5.) To be sure, CFIUS today would assert jurisdiction with respect to certain investments of less than 10 percent, and may not assert jurisdiction with respect to certain investments above 10 percent. Going forward, though, at least with respect to investments in a Critical or Sensitive Business, the presumption will be that all investments will be subject to CFIUS jurisdiction, and some of them – i.e., ones involving acquisitions of a “substantial interest” by a foreign government investor – will be subject to a mandatory notification requirement.
6.) FIRRMA provides that any party, not just foreign government investors caught by the mandatory notification requirement, can submit a short-form declaration. While the ostensible purpose of this option is to create an expedited review for relatively benign cases, it could just as easily result instead in an extended process, as CFIUS does not have to take decisive action with respect to a short-form declaration. It can instead simply suggest that the parties submit a long-form notice. Ironically, the ideal test candidates for this voluntary declaration process are likely the most benign acquisitions, for which the parties could choose not to file in any event.

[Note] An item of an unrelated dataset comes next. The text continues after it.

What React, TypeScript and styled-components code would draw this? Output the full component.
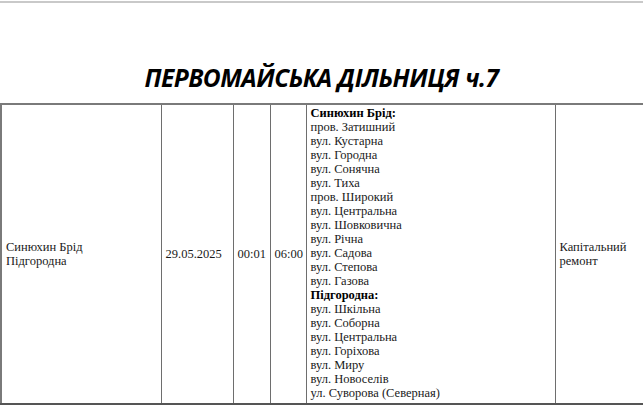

7.) The existing “control” standard, and new “Other Investment” standard will remain discretionary and applicable to voluntary filings.
8.) Transitional provisions preserve existing export controls until changed or revoked under the new authorities.
9.) The ECRA also requires the same set of executive agencies to conduct a review of license requirements for countries, such as China, that are subject to comprehensive US arms embargoes, with a view to revising them as deemed appropriate.